> AIM:
Answer with one number only: the number of lines that contain "index".

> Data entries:
::::::::

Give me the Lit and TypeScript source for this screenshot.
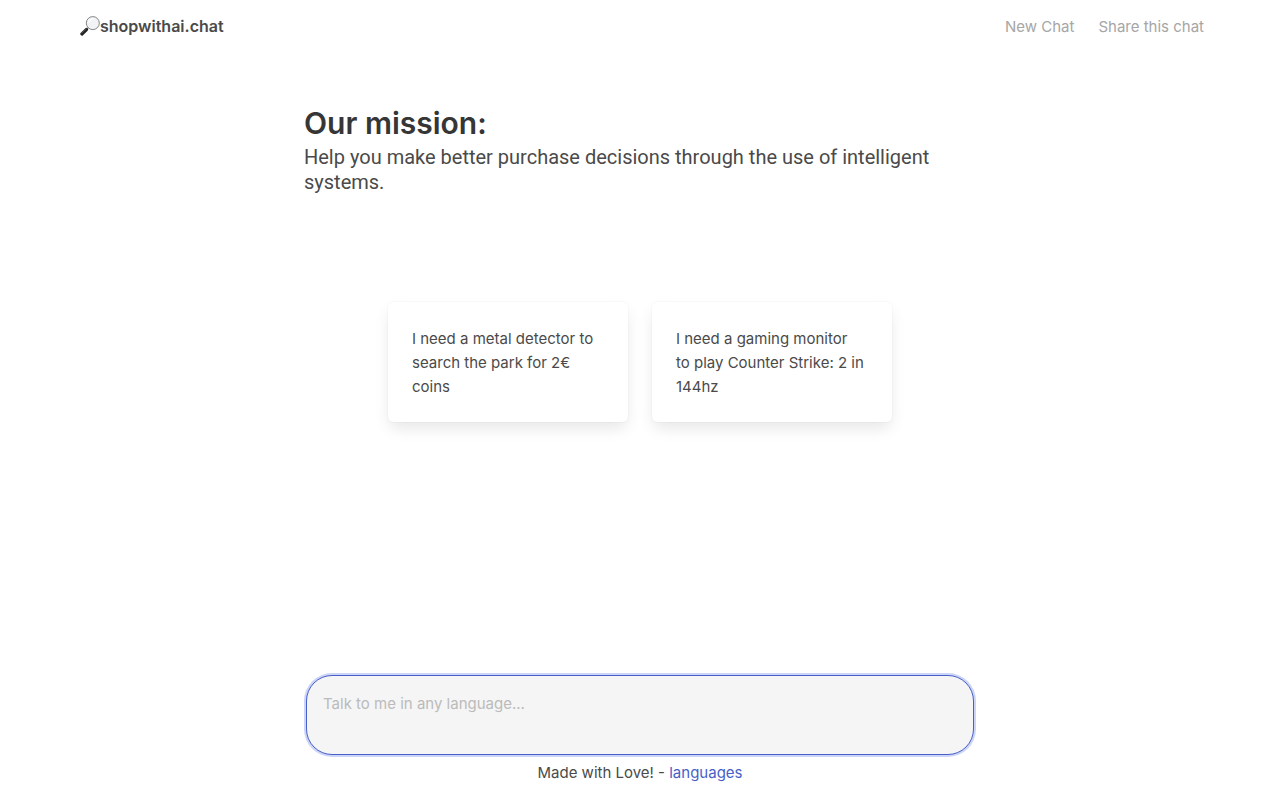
import { LitElement, html, css } from "lit";
import { customElement, state } from "lit/decorators.js";

@customElement("app-root")
export class AppRoot extends LitElement {
  static styles = css`
    :host {
      display: flex;
      flex-direction: column;
      box-sizing: border-box;
      min-height: 100vh;
      background: #fff;
      color: #4a4a4a;
      font-family: Inter, "Liberation Sans", sans-serif;
      font-size: 15px;
      line-height: 24px;
    }
    .navbar {
      display: flex;
      justify-content: space-between;
      align-items: center;
      height: 52px;
      padding: 0 76px 0 80px;
    }
    a {
      text-decoration: none;
    }
    .brand {
      display: flex;
      align-items: center;
      color: #4a4a4a;
      font-size: 16px;
      font-weight: 600;
    }
    .lens {
      width: 20px;
      height: 20px;
    }
    .links {
      display: flex;
      gap: 24px;
      padding-top: 2px;
    }
    .links a {
      color: #a6a6a6;
    }
    main {
      display: flex;
      flex: 1;
      flex-direction: column;
      box-sizing: border-box;
      width: 100%;
      max-width: 672px;
      margin: 0 auto;
      padding: 53px 0 15px;
    }
    h1 {
      margin: 0 0 4px;
      color: #363636;
      font-size: 30px;
      font-weight: 600;
      line-height: 36px;
    }
    .subtitle {
      margin: 0;
      font-family: Roboto, Inter, sans-serif;
      font-size: 20px;
      line-height: 25px;
    }
    .suggestions {
      display: grid;
      grid-template-columns: 1fr 1fr;
      gap: 24px;
      margin: 107px 84px 24px;
    }
    .card {
      padding: 25px 24px 23px;
      border: 0;
      border-radius: 6px;
      background: #fff;
      box-shadow: 0 8px 16px -2px rgba(10, 10, 10, 0.1),
        0 0 0 1px rgba(10, 10, 10, 0.02);
      color: inherit;
      font: inherit;
      text-align: left;
      white-space: pre-line;
      cursor: pointer;
    }
    .composer {
      display: flex;
      margin-top: auto;
      padding: 0 2px;
    }
    textarea {
      flex: 1;
      box-sizing: border-box;
      height: 80px;
      padding: 16px;
      border: 1px solid #485fc7;
      border-radius: 26px;
      outline: none;
      background: #f5f5f5;
      box-shadow: 0 0 0 2px #ccd5f8;
      color: #363636;
      font: inherit;
      resize: none;
    }
    textarea::placeholder {
      color: #bbb;
      opacity: 1;
    }
    footer {
      margin-top: 6px;
      text-align: center;
    }
    footer a {
      color: #485fc7;
    }
  `;

  @state() private draft = "";

  private suggestions = [
    "I need a metal detector to\nsearch the park for 2€\ncoins",
    "I need a gaming monitor\nto play Counter Strike: 2 in\n144hz",
  ];

  render() {
    return html`
      <nav class="navbar">
        <a class="brand" href="#">
          <svg class="lens" viewBox="0 0 20 20" aria-hidden="true">
            <path d="M8.200 11.800 6 14" stroke="#888" stroke-width="1.500" />
            <path d="M6.500 13.500 1.900 18" stroke="#222" stroke-width="3.200" stroke-linecap="round" />
            <path d="M5.700 13 1.700 17" stroke="#777" stroke-width=".7" stroke-linecap="round" />
            <circle cx="12.800" cy="7.100" r="6.500" fill="#f1f3f4" stroke="#858585" stroke-width="1" />
            <path d="M8.600 6.500a4.300 4.300 0 0 1 5-3.500" fill="none" stroke="#fff" stroke-width="1.300" />
          </svg>
          <span>shopwithai.chat</span>
        </a>
        <div class="links">
          <a href="#new">New Chat</a>
          <a href="#share">Share this chat</a>
        </div>
      </nav>
      <main>
        <h1>Our mission:</h1>
        <p class="subtitle">
          Help you make better purchase decisions through the use of intelligent systems.
        </p>
        <div class="suggestions">
          ${this.suggestions.map(
            (text) => html`<button class="card" type="button" @click=${() => (this.draft = text.replace(/\n/g, " "))}>${text}</button>`
          )}
        </div>
        <div class="composer">
          <textarea
            aria-label="Message"
            placeholder="Talk to me in any language..."
            .value=${this.draft}
            @input=${(e: Event) => (this.draft = (e.target as HTMLTextAreaElement).value)}
          ></textarea>
        </div>
        <footer>Made with Love! - <a href="#languages">languages</a></footer>
      </main>
    `;
  }
}
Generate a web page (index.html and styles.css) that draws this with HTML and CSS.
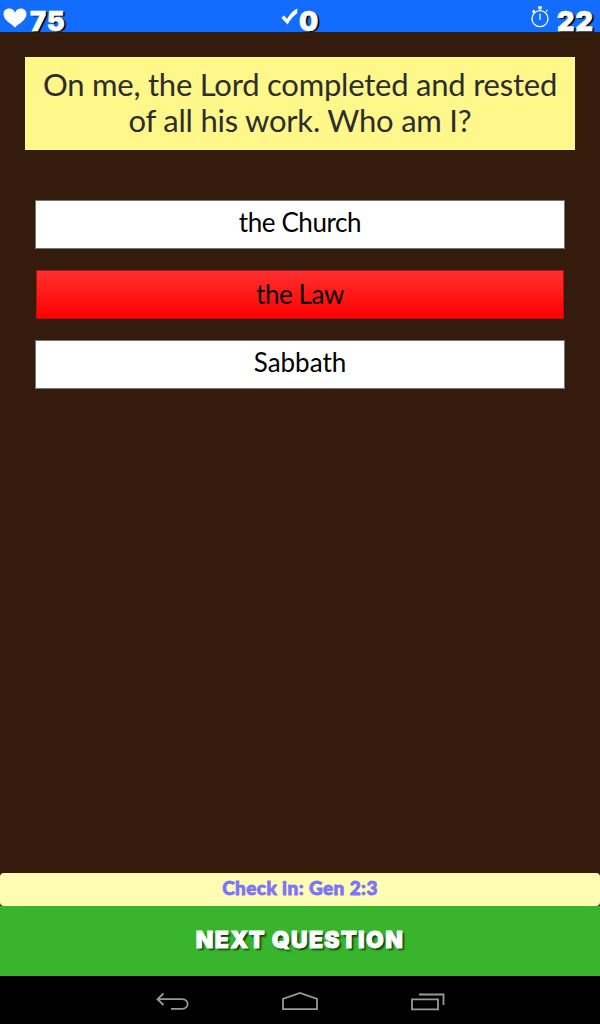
FILE: index.html
```
<!DOCTYPE html>
<html lang="en">
<head>
  <meta charset="UTF-8" />
  <meta name="viewport" content="width=device-width, initial-scale=1.0"/>
  <title>Bible Quiz</title>
  <link rel="stylesheet" href="styles.css">
</head>
<body>

  <!-- Score bar -->
  <header class="status-bar">
    <div class="status lives">
      <svg class="heart" width="24" height="20" viewBox="0 0 24 20">
        <path d="M12 19.5C10 16.5 0.5 12.5 0.5 6.2C0.5 2.8 3 0.6 6 0.6C9 0.6 11.3 2.3 12 5C12.7 2.3 15 0.6 18 0.6C21 0.6 23.5 2.8 23.5 6.2C23.5 12.5 14 16.5 12 19.5Z" fill="#fff"/>
      </svg>
      <span class="number">75</span>
    </div>
    <div class="status correct">
      <svg class="check" width="18" height="18" viewBox="0 0 18 18">
        <path d="M0.3 9.8L3.2 7.6L6 11C8.4 6.5 11.5 3 16.3 0.4L16.2 5.2C12.2 8.2 9.3 11.5 6.6 16.5Z" fill="#fff"/>
      </svg>
      <span class="number">0</span>
    </div>
    <div class="status timer">
      <svg class="stopwatch" width="20" height="22" viewBox="0 0 20 22">
        <circle cx="9" cy="12.7" r="8" fill="none" stroke="#fff" stroke-width="1.3"/>
        <path d="M9 7.5V14M9 2V5M15 5.5L16.5 4" fill="none" stroke="#fff" stroke-width="1.2"/>
        <path d="M7.2 0.3H10.8V2.8H7.2ZM0.8 5.6L2.8 3.6L4.4 5.2L2.4 7.2Z" fill="#fff"/>
      </svg>
      <span class="number">22</span>
    </div>
  </header>

  <main class="quiz">
    <h1 class="question">On me, the Lord completed and rested<br>of all his work. Who am I?</h1>
    <div class="answers">
      <button class="answer">the Church</button>
      <button class="answer wrong">the Law</button>
      <button class="answer last">Sabbath</button>
    </div>
  </main>

  <div class="hint">Check in: Gen 2:3</div>
  <button class="next">NEXT QUESTION</button>

  <!-- Navigation buttons -->
  <nav class="nav-bar">
    <svg width="34" height="20" viewBox="0 0 34 20">
      <path d="M7.5 1.5L1.5 7.2L7.5 13M2 7.2H26C33.5 7.2 33.5 16.8 26 16.8H15" fill="none" stroke="#999" stroke-width="1.8"/>
    </svg>
    <svg width="36" height="20" viewBox="0 0 36 20">
      <path d="M1 17.2V7L18 1L35 7V17.2Z" fill="none" stroke="#999" stroke-width="1.8"/>
    </svg>
    <svg width="35" height="20" viewBox="0 0 35 20">
      <path d="M2 7.3H28V17.3H2ZM9 2.5H33.5V13" fill="none" stroke="#999" stroke-width="1.8"/>
    </svg>
  </nav>

</body>
</html>
```

FILE: styles.css
```
* {
  box-sizing: border-box;
}

body {
  margin: 0;
  height: 1024px;
  display: flex;
  flex-direction: column;
  background: #341b0b;
  font-family: Lato, sans-serif;
  overflow: hidden;
}

button {
  border: 0;
  margin: 0;
  font-family: inherit;
}

.status-bar {
  height: 32px;
  display: grid;
  grid-template-columns: 1fr 1fr 1fr;
  background: #126dff;
}

.status {
  display: flex;
  align-items: flex-start;
  height: 32px;
}

.lives { padding-left: 3px; gap: 3px; }
.correct { justify-content: center; }
.timer { justify-content: flex-end; padding-right: 6px; gap: 6px; }

.heart { margin-top: 8px; }
.check { margin-top: 8px; }
.stopwatch { margin-top: 6px; }

.number {
  height: 32px;
  padding-top: 12px;
  font: 900 27px/20px Inter, sans-serif;
  letter-spacing: 1px;
  color: #fff;
  text-shadow: 2px 1px 1px #000;
  -webkit-text-stroke: 0.6px #fff;
}

.quiz {
  flex: 1;
  padding: 25px 25px 0;
}

.question {
  height: 93px;
  margin: 0;
  padding-top: 9px;
  background: #fff78a;
  color: #2d2d2d;
  font-size: 31px;
  font-weight: 400;
  line-height: 36px;
  letter-spacing: -0.22px;
  text-align: center;
  white-space: nowrap;
}

.answers {
  display: flex;
  flex-direction: column;
  gap: 22px;
  padding: 50px 10px 0;
}

.answer {
  height: 49px;
  padding: 0 0 6px;
  background: #fff;
  border: 1px solid #777;
  color: #000;
  font-size: 26px;
  line-height: 36px;
  letter-spacing: -0.4px;
}

.wrong {
  margin: -1px 1px 0;
  background: linear-gradient(#ff3030, #ff0000);
  border-color: #b31212;
  padding-bottom: 2px;
}

.last {
  margin-top: -1px;
  letter-spacing: 0;
}

.hint {
  height: 33px;
  border-radius: 4px;
  background: #fffdb2;
  color: #7b74fa;
  font: 900 19px/30px Lato, sans-serif;
  letter-spacing: 0.4px;
  text-align: center;
  -webkit-text-stroke: 0.8px #7b74fa;
}

.next {
  height: 70px;
  background: #39b52d;
  color: #fff;
  font: 900 23px/68px Inter, sans-serif;
  letter-spacing: 1.3px;
  padding: 0 0 2px;
  text-shadow: 2px 2px 2px #063c06;
  -webkit-text-stroke: 0.8px #fff;
}

.nav-bar {
  height: 48px;
  display: flex;
  justify-content: center;
  align-items: center;
  gap: 92px;
  padding-top: 3px;
  background: #000;
}
```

::::::::

> RESPONSE FOR THIS EXERCISE:
2